What needs to be done: Using the listing below, please gather every line containing the word "React".

☆ ☆ ☆

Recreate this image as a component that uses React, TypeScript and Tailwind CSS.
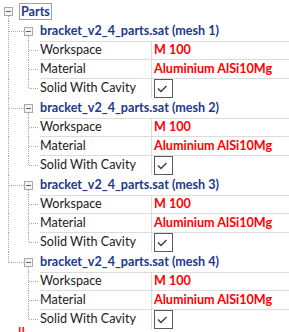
import React from 'react'

const font = { fontFamily: "'Segoe UI', Lato, 'Liberation Sans', sans-serif" }

function Expander({ x, y }: { x: number; y: number }) {
  return (
    <g>
      <rect x={x + 0.5} y={y + 0.5} width={8} height={8} fill="#f4f4f4" stroke="#a9a9a9" />
      <line x1={x + 2} y1={y + 4.5} x2={x + 7} y2={y + 4.5} stroke="#5a6478" />
    </g>
  )
}

function Dots(props: { x1: number; y1: number; x2: number; y2: number }) {
  return <line {...props} stroke="#a8a8a8" strokeDasharray="1 1" />
}

// gutter for the mesh header row
function HeaderGutter({ last }: { last: boolean }) {
  return (
    <svg width={40} height={20} className="shrink-0">
      <Dots x1={8.5} y1={0} x2={8.5} y2={last ? 11 : 20} />
      <Dots x1={9} y1={10.5} x2={24} y2={10.5} />
      <Expander x={24} y={6} />
      <Dots x1={28.5} y1={15} x2={28.5} y2={20} />
    </svg>
  )
}

function PropGutter({ parentLine, end }: { parentLine: boolean; end: boolean }) {
  return (
    <svg width={40} height={19} className="shrink-0">
      {parentLine && <Dots x1={8.5} y1={0} x2={8.5} y2={19} />}
      <Dots x1={28.5} y1={0} x2={28.5} y2={end ? 10 : 19} />
      <Dots x1={29} y1={9.5} x2={39} y2={9.5} />
    </svg>
  )
}

function Check() {
  return (
    <div className="h-[19px] w-[19px] border border-[#5b5b5b] bg-white">
      <svg width={17} height={17}>
        <polyline points="3,8.5 6,11.5 11.5,6" fill="none" stroke="#3c3c3c" strokeWidth={1.4} />
      </svg>
    </div>
  )
}

function PropRow({ name, value, check, first, last, parentLine }: {
  name: string
  value?: string
  check?: boolean
  first?: boolean
  last?: boolean
  parentLine: boolean
}) {
  return (
    <div className="flex h-[19px]">
      <PropGutter parentLine={parentLine} end={!!last} />
      <div
        className={
          'flex flex-1 box-border border-[#dcdcdc] ' +
          (first ? 'border-t ' : '') +
          (last ? '' : 'border-b')
        }
      >
        <div className="flex w-[112px] shrink-0 items-center border-r border-[#dcdcdc] text-[12.6px] text-[#1b1b1b]">
          {name}
        </div>
        <div className="flex items-center pl-[2px] text-[12.6px] font-bold text-[#ff0000]">
          {check ? <Check /> : value}
        </div>
      </div>
    </div>
  )
}

function Mesh({ n, last }: { n: number; last: boolean }) {
  return (
    <div className="flex flex-col">
      <div className="flex h-[20px] items-center">
        <HeaderGutter last={last} />
        <span className="text-[12.6px] font-bold text-[#22388c]">bracket_v2_4_parts.sat (mesh {n})</span>
      </div>
      <PropRow name="Workspace" value="M 100" first parentLine={!last} />
      <PropRow name="Material" value="Aluminium AlSi10Mg" parentLine={!last} />
      <PropRow name="Solid With Cavity" check last parentLine={!last} />
    </div>
  )
}

export default function App() {
  return (
    <div className="h-[332px] w-[289px] overflow-hidden bg-white pt-[2px]" style={font}>
      <div className="flex h-[19px] items-center">
        <svg width={19} height={19} className="shrink-0">
          <Expander x={4} y={5} />
          <Dots x1={8.5} y1={14} x2={8.5} y2={19} />
        </svg>
        <span className="border border-[#a0a0a0] px-[1px] text-[12.6px] leading-[15px] font-bold text-[#22388c]">Parts</span>
      </div>
      {[1, 2, 3, 4].map((n) => (
        <Mesh key={n} n={n} last={n === 4} />
      ))}
      <div className="flex h-[19px] pl-[18px]">
        <span className="-mt-[2px] text-[12.6px] leading-none font-bold text-[#ff0000]">!!</span>
      </div>
    </div>
  )
}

☆ ☆ ☆

Response:
Recreate this image as a component that uses React, TypeScript and Tailwind CSS.
import React from 'react'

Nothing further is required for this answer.